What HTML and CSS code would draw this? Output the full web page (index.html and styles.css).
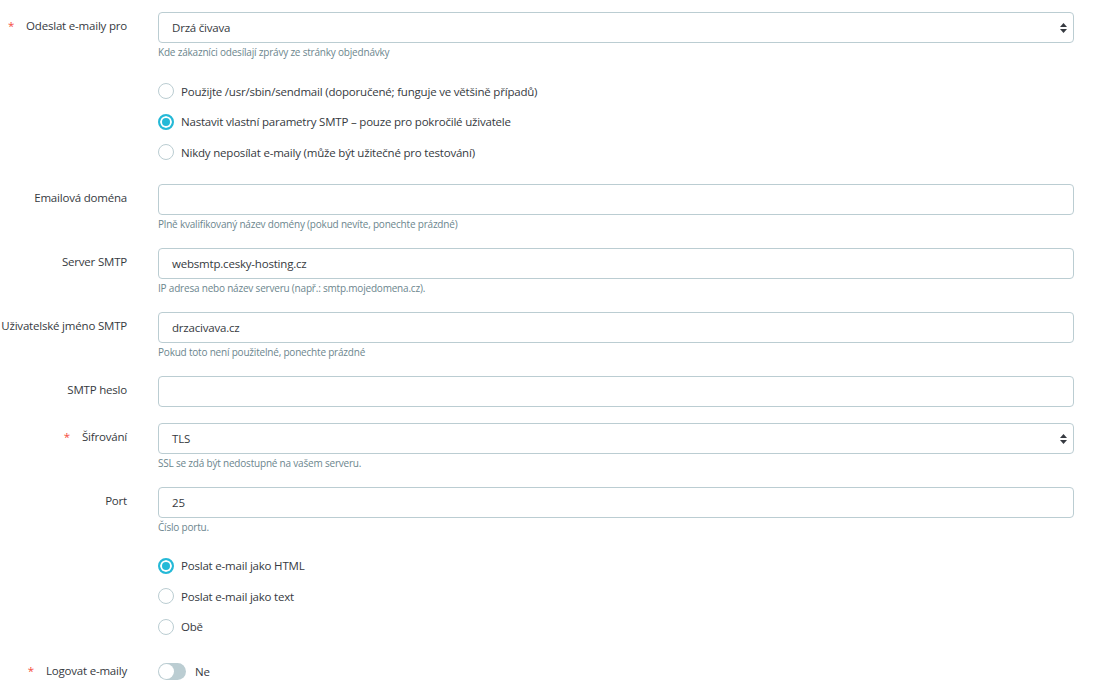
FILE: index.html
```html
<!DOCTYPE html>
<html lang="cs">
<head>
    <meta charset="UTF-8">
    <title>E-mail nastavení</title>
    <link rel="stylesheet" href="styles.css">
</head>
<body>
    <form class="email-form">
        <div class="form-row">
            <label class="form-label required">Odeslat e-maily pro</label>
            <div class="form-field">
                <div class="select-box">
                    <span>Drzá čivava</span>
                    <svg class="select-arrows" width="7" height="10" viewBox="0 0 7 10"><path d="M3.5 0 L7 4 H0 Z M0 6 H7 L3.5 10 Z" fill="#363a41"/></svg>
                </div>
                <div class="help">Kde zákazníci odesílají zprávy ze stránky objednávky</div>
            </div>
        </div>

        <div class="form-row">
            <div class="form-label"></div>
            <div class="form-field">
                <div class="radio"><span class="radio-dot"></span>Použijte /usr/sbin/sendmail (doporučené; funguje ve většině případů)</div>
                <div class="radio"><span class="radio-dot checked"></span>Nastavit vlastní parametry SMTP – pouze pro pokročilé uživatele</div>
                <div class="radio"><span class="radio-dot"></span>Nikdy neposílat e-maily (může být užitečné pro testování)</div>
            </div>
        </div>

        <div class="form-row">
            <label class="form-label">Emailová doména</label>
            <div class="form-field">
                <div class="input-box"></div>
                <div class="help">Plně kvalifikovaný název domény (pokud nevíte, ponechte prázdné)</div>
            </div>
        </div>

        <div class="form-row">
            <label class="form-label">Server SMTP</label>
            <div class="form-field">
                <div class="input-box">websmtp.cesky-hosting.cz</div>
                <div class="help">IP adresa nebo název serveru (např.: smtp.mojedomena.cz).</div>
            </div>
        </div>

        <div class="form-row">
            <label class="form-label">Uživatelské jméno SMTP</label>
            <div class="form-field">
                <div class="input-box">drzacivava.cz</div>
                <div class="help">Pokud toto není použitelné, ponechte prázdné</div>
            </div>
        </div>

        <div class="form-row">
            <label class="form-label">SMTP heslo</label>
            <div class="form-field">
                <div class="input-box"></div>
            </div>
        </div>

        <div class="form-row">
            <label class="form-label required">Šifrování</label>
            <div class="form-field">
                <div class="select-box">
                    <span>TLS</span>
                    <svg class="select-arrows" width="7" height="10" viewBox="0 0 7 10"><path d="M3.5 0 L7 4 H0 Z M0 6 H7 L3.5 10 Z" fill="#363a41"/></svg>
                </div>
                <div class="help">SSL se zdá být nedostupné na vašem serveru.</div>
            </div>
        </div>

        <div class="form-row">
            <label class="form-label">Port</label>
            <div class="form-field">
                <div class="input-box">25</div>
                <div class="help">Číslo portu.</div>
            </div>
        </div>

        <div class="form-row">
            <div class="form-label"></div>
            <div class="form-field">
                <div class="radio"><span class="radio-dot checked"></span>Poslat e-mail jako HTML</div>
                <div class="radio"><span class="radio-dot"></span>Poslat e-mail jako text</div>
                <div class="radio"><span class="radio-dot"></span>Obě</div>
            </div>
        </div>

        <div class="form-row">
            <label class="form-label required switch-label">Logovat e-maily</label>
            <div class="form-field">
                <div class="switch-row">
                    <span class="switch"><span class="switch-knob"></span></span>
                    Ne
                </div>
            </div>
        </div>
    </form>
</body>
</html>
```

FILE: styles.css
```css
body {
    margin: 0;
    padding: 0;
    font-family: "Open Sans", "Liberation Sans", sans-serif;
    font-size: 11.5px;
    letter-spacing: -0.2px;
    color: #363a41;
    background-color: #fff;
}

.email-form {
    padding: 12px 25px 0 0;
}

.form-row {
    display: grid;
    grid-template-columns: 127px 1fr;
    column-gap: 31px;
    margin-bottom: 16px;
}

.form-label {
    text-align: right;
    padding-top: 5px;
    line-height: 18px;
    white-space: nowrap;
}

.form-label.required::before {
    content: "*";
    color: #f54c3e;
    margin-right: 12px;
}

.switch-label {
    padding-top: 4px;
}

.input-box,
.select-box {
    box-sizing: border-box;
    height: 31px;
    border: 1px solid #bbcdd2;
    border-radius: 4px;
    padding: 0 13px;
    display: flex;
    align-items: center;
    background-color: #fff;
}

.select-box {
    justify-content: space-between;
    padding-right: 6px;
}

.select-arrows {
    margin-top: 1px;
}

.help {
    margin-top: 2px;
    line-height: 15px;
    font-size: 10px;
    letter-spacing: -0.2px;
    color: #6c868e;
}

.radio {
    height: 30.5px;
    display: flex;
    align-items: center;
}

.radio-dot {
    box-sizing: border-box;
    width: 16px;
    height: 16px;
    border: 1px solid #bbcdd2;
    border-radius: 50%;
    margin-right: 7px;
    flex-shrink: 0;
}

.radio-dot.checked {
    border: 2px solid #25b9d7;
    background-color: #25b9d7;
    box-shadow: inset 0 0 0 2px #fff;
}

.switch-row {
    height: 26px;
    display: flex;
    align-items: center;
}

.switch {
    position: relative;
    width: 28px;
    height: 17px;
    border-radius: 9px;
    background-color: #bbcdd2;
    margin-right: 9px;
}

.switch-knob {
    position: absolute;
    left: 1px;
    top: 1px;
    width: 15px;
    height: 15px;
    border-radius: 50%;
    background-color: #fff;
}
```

THE REQUEST: Reproduce each line word for word and drop the pictures.

TASK ANSWER:
What HTML and CSS code would draw this? Output the full web page (index.html and styles.css).
FILE: index.html
```html
<!DOCTYPE html>
<html lang="cs">
<head>
    <meta charset="UTF-8">
    <title>E-mail nastavení</title>
    <link rel="stylesheet" href="styles.css">
</head>
<body>
    <form class="email-form">
        <div class="form-row">
            <label class="form-label required">Odeslat e-maily pro</label>
            <div class="form-field">
                <div class="select-box">
                    <span>Drzá čivava</span>
                    <svg class="select-arrows" width="7" height="10" viewBox="0 0 7 10"><path d="M3.5 0 L7 4 H0 Z M0 6 H7 L3.5 10 Z" fill="#363a41"/></svg>
                </div>
                <div class="help">Kde zákazníci odesílají zprávy ze stránky objednávky</div>
            </div>
        </div>

        <div class="form-row">
            <div class="form-label"></div>
            <div class="form-field">
                <div class="radio"><span class="radio-dot"></span>Použijte /usr/sbin/sendmail (doporučené; funguje ve většině případů)</div>
                <div class="radio"><span class="radio-dot checked"></span>Nastavit vlastní parametry SMTP – pouze pro pokročilé uživatele</div>
                <div class="radio"><span class="radio-dot"></span>Nikdy neposílat e-maily (může být užitečné pro testování)</div>
            </div>
        </div>

        <div class="form-row">
            <label class="form-label">Emailová doména</label>
            <div class="form-field">
                <div class="input-box"></div>
                <div class="help">Plně kvalifikovaný název domény (pokud nevíte, ponechte prázdné)</div>
            </div>
        </div>

        <div class="form-row">
            <label class="form-label">Server SMTP</label>
            <div class="form-field">
                <div class="input-box">websmtp.cesky-hosting.cz</div>
                <div class="help">IP adresa nebo název serveru (např.: smtp.mojedomena.cz).</div>
            </div>
        </div>

        <div class="form-row">
            <label class="form-label">Uživatelské jméno SMTP</label>
            <div class="form-field">
                <div class="input-box">drzacivava.cz</div>
                <div class="help">Pokud toto není použitelné, ponechte prázdné</div>
            </div>
        </div>

        <div class="form-row">
            <label class="form-label">SMTP heslo</label>
            <div class="form-field">
                <div class="input-box"></div>
            </div>
        </div>

        <div class="form-row">
            <label class="form-label required">Šifrování</label>
            <div class="form-field">
                <div class="select-box">
                    <span>TLS</span>
                    <svg class="select-arrows" width="7" height="10" viewBox="0 0 7 10"><path d="M3.5 0 L7 4 H0 Z M0 6 H7 L3.5 10 Z" fill="#363a41"/></svg>
                </div>
                <div class="help">SSL se zdá být nedostupné na vašem serveru.</div>
            </div>
        </div>

        <div class="form-row">
            <label class="form-label">Port</label>
            <div class="form-field">
                <div class="input-box">25</div>
                <div class="help">Číslo portu.</div>
            </div>
        </div>

        <div class="form-row">
            <div class="form-label"></div>
            <div class="form-field">
                <div class="radio"><span class="radio-dot checked"></span>Poslat e-mail jako HTML</div>
                <div class="radio"><span class="radio-dot"></span>Poslat e-mail jako text</div>
                <div class="radio"><span class="radio-dot"></span>Obě</div>
            </div>
        </div>

        <div class="form-row">
            <label class="form-label required switch-label">Logovat e-maily</label>
            <div class="form-field">
                <div class="switch-row">
                    <span class="switch"><span class="switch-knob"></span></span>
                    Ne
                </div>
            </div>
        </div>
    </form>
</body>
</html>
```

FILE: styles.css
```css
body {
    margin: 0;
    padding: 0;
    font-family: "Open Sans", "Liberation Sans", sans-serif;
    font-size: 11.5px;
    letter-spacing: -0.2px;
    color: #363a41;
    background-color: #fff;
}

.email-form {
    padding: 12px 25px 0 0;
}

.form-row {
    display: grid;
    grid-template-columns: 127px 1fr;
    column-gap: 31px;
    margin-bottom: 16px;
}

.form-label {
    text-align: right;
    padding-top: 5px;
    line-height: 18px;
    white-space: nowrap;
}

.form-label.required::before {
    content: "*";
    color: #f54c3e;
    margin-right: 12px;
}

.switch-label {
    padding-top: 4px;
}

.input-box,
.select-box {
    box-sizing: border-box;
    height: 31px;
    border: 1px solid #bbcdd2;
    border-radius: 4px;
    padding: 0 13px;
    display: flex;
    align-items: center;
    background-color: #fff;
}

.select-box {
    justify-content: space-between;
    padding-right: 6px;
}

.select-arrows {
    margin-top: 1px;
}

.help {
    margin-top: 2px;
    line-height: 15px;
    font-size: 10px;
    letter-spacing: -0.2px;
    color: #6c868e;
}

.radio {
    height: 30.5px;
    display: flex;
    align-items: center;
}

.radio-dot {
    box-sizing: border-box;
    width: 16px;
    height: 16px;
    border: 1px solid #bbcdd2;
    border-radius: 50%;
    margin-right: 7px;
    flex-shrink: 0;
}

.radio-dot.checked {
    border: 2px solid #25b9d7;
    background-color: #25b9d7;
    box-shadow: inset 0 0 0 2px #fff;
}

.switch-row {
    height: 26px;
    display: flex;
    align-items: center;
}

.switch {
    position: relative;
    width: 28px;
    height: 17px;
    border-radius: 9px;
    background-color: #bbcdd2;
    margin-right: 9px;
}

.switch-knob {
    position: absolute;
    left: 1px;
    top: 1px;
    width: 15px;
    height: 15px;
    border-radius: 50%;
    background-color: #fff;
}
```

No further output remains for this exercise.